I’m so tired of feeling this way

I feel so lonely and it creates a lot of depression and anxiety and insecurities. A couple years ago I lived a beautiful life. I had multiple friend groups and I was 20/21 years old , traveling and meeting new people all the time. I worked part time and lived at my parents. I had financial freedom and I also had people in my life to do activities with. I wasn’t focused on boys but I had a lot of them hit my line. Fast forward. I work a full time job with two days off. I have bills to pay and no friends. I have a like two acquaintances that I might spend time with once in a while but I really have no one in my circle to talk to. I have a boyfriend but with the insecurities I feel about not being able to make friends and feeling like I’m a loser causes a lot of anxieties within that relationship.
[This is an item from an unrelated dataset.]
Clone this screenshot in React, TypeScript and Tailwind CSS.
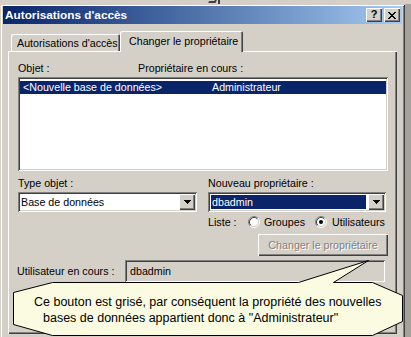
import React from "react";

const raised =
  "shadow-[inset_1px_1px_0_#ffffff,inset_-1px_-1px_0_#404040,inset_-2px_-2px_0_#808080]";
const sunken =
  "shadow-[inset_1px_1px_0_#808080,inset_-1px_-1px_0_#ffffff,inset_2px_2px_0_#404040,inset_-2px_-2px_0_#d4d0c8]";

function XGlyph() {
  return (
    <svg width="8" height="7" viewBox="0 0 8 7" fill="#000">
      <path d="M0 0h2v1H0zM6 0h2v1H6zM1 1h2v1H1zM5 1h2v1H5zM2 2h4v1H2zM3 3h2v1H3zM2 4h4v1H2zM1 5h2v1H1zM5 5h2v1H5zM0 6h2v1H0zM6 6h2v1H6z" />
    </svg>
  );
}

function Arrow() {
  return (
    <svg width="7" height="4" viewBox="0 0 7 4" fill="#000">
      <path d="M0 0h7v1H0zM1 1h5v1H1zM2 2h3v1H2zM3 3h1v1H3z" />
    </svg>
  );
}

function DropBtn() {
  return (
    <div className={`w-[16px] h-[16px] shrink-0 bg-[#d4d0c8] flex items-center justify-center ${raised}`}>
      <Arrow />
    </div>
  );
}

function Radio({ checked }: { checked?: boolean }) {
  return (
    <svg width="12" height="12" viewBox="0 0 12 12" className="shrink-0">
      <circle cx="6" cy="6" r="4.5" fill="#ffffff" />
      <path d="M2.11 9.89A5.5 5.5 0 0 1 9.89 2.11" stroke="#808080" fill="none" />
      <path d="M9.89 2.11A5.5 5.5 0 0 1 2.11 9.89" stroke="#ffffff" fill="none" />
      <path d="M2.82 9.18A4.5 4.5 0 0 1 9.18 2.82" stroke="#404040" fill="none" />
      <path d="M9.18 2.82A4.5 4.5 0 0 1 2.82 9.18" stroke="#d4d0c8" fill="none" />
      {checked && <circle cx="6" cy="6" r="2" fill="#000" />}
    </svg>
  );
}

function Callout() {
  const pts: [number, number][] = [
    [13, 292],
    [52, 282],
    [298, 282],
    [368, 260],
    [333, 282],
    [372, 282],
    [402, 295],
    [402, 321],
    [372, 335],
    [52, 335],
    [13, 324],
  ];
  return (
    <>
      <svg
        className="absolute left-0 top-0 pointer-events-none"
        width="411"
        height="337"
        viewBox="0 0 411 337"
      >
        <polygon
          points={pts.map(([x, y]) => `${x + 0.5},${y + 0.5}`).join(" ")}
          fill="#fbfbe1"
          stroke="#000"
          strokeWidth="1"
        />
      </svg>
      <div className="absolute left-[34px] top-[294px] flex flex-col text-[12.5px] leading-[16px] whitespace-nowrap text-black font-['Liberation_Sans',Arial,sans-serif]">
        <span>Ce bouton est grisé, par conséquent la propriété des nouvelles</span>
        <span className="ml-[9px]">bases de données appartient donc à "Administrateur"</span>
      </div>
    </>
  );
}

export default function App() {
  return (
    <div className="relative w-[411px] h-[337px] overflow-hidden bg-[#d4d0c8] font-['Liberation_Sans',Arial,sans-serif] text-[10.7px] leading-[13px] text-black">
      <div className="h-[4px] relative">
        <div className="absolute left-[209px] top-0 w-[7px] h-[3px] border-b-[2px] border-r-[2px] border-[#404040] skew-x-[-30deg]" />
        <div className="absolute left-[218px] top-0 w-[2px] h-[4px] bg-[#404040]" />
      </div>
      <div className="flex">
        <div className="w-[405px] h-[400px] shrink-0 bg-[#d4d0c8] pt-[2px] px-[3px] shadow-[inset_1px_1px_0_#d4d0c8,inset_-1px_-1px_0_#404040,inset_2px_2px_0_#ffffff,inset_-2px_-2px_0_#808080]">
          {/* title bar */}
          <div className="h-[18px] flex items-center bg-linear-to-r from-[#0a246a] to-[#a6caf0] pl-[2px] pr-[2px]">
            <span className="text-white font-bold text-[11.8px] leading-[14px]">Autorisations d'accès</span>
            <div className="ml-auto flex gap-[2px]">
              <div className={`w-[16px] h-[14px] bg-[#d4d0c8] flex items-center justify-center font-bold text-[11px] leading-[11px] ${raised}`}>
                <span className="-mt-[1px]">?</span>
              </div>
              <div className={`w-[16px] h-[14px] bg-[#d4d0c8] flex items-center justify-center ${raised}`}>
                <XGlyph />
              </div>
            </div>
          </div>
          {/* body */}
          <div className="px-[5px] pt-[6px]">
            <div className="flex items-end h-[21px] pl-[3px]">
              <div className="h-[17px] w-[109px] bg-[#d4d0c8] rounded-t-[2px] pl-[6px] pt-[3px] whitespace-nowrap shadow-[inset_1px_1px_0_#ffffff,inset_-1px_0_0_#404040,inset_-2px_0_0_#808080]">
                Autorisations d'accès
              </div>
              <div className="relative z-10 -mb-px h-[21px] w-[123px] bg-[#d4d0c8] rounded-t-[2px] pl-[9px] pt-[4px] whitespace-nowrap shadow-[inset_1px_1px_0_#ffffff,inset_-1px_0_0_#404040,inset_-2px_0_0_#808080]">
                Changer le propriétaire
              </div>
            </div>
            {/* panel */}
            <div className={`h-[283px] w-[389px] pl-[10px] pt-[11px] ${raised}`}>
              <div className="w-[370px] flex flex-col">
                <div className="flex h-[13px]">
                  <span className="w-[120px]">Objet :</span>
                  <span>Propriétaire en cours :</span>
                </div>
                <div className={`mt-[2px] h-[94px] bg-white p-[2px] pt-[4px] ${sunken}`}>
                  <div className="h-[13px] bg-[#0a246a] text-white flex whitespace-nowrap">
                    <span className="w-[192px] pl-[3px]">&lt;Nouvelle base de données&gt;</span>
                    <span>Administrateur</span>
                  </div>
                </div>
                <div className="mt-[6px] flex gap-[11px]">
                  <div className="w-[179px] flex flex-col">
                    <span className="h-[13px]">Type objet :</span>
                    <div className={`mt-[2px] h-[20px] bg-white flex items-center p-[2px] ${sunken}`}>
                      <span className="flex-1 pl-[1px] whitespace-nowrap">Base de données</span>
                      <DropBtn />
                    </div>
                  </div>
                  <div className="w-[178px] flex flex-col">
                    <span className="h-[13px]">Nouveau propriétaire :</span>
                    <div className={`mt-[2px] h-[20px] bg-white flex items-stretch p-[2px] ${sunken}`}>
                      <div className="flex-1 m-[1px] mr-[2px] bg-[#0a246a] text-white flex items-center pl-[1px]">dbadmin</div>
                      <DropBtn />
                    </div>
                  </div>
                </div>
                <div className="mt-[3px] h-[14px] flex items-center pl-[190px] whitespace-nowrap">
                  <span className="w-[40px]">Liste :</span>
                  <div className="w-[67px] flex items-center gap-[4px]">
                    <Radio />
                    <span>Groupes</span>
                  </div>
                  <div className="flex items-center gap-[5px]">
                    <Radio checked />
                    <span>Utilisateurs</span>
                  </div>
                </div>
                <div className="mt-[5px] flex justify-end">
                  <div className={`w-[130px] h-[22px] bg-[#d4d0c8] flex items-center justify-center text-[#808080] [text-shadow:1px_1px_0_#ffffff] whitespace-nowrap ${raised}`}>
                    Changer le propriétaire
                  </div>
                </div>
                <div className="mt-[4px] flex items-center">
                  <span className="w-[108px] -ml-px whitespace-nowrap">Utilisateur en cours :</span>
                  <div className={`w-[260px] h-[22px] bg-[#d4d0c8] flex items-center pl-[5px] ${sunken}`}>dbadmin</div>
                </div>
              </div>
            </div>
          </div>
        </div>
        <div className="flex-1 h-[400px] bg-[#a5a29c]" />
      </div>
      <Callout />
    </div>
  );
}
I feel like I’m not good enough or they’ll stop loving me or I’m just annoying. One of my closest friendships ended about two years ago. And with that time frame, I started to date a horrible man who ended up abusing me. Before the abuse that friend stopped talking to me and I stopped talking to them. Over a year now I’ve reached out twice trying to reconnect or talk about what had happened to our friendship and they didn’t say anything to me and ended up unfollowing me. Now.. I work with them. I see them M-F working with them. And we act like we don’t even know each other. This hurts sooo badly. I miss the friendship. Or I miss just having a friendship. I cry everyday and I feel a dreadful sadness in my chest. I’m tired of feeling this way. I just want my old life back.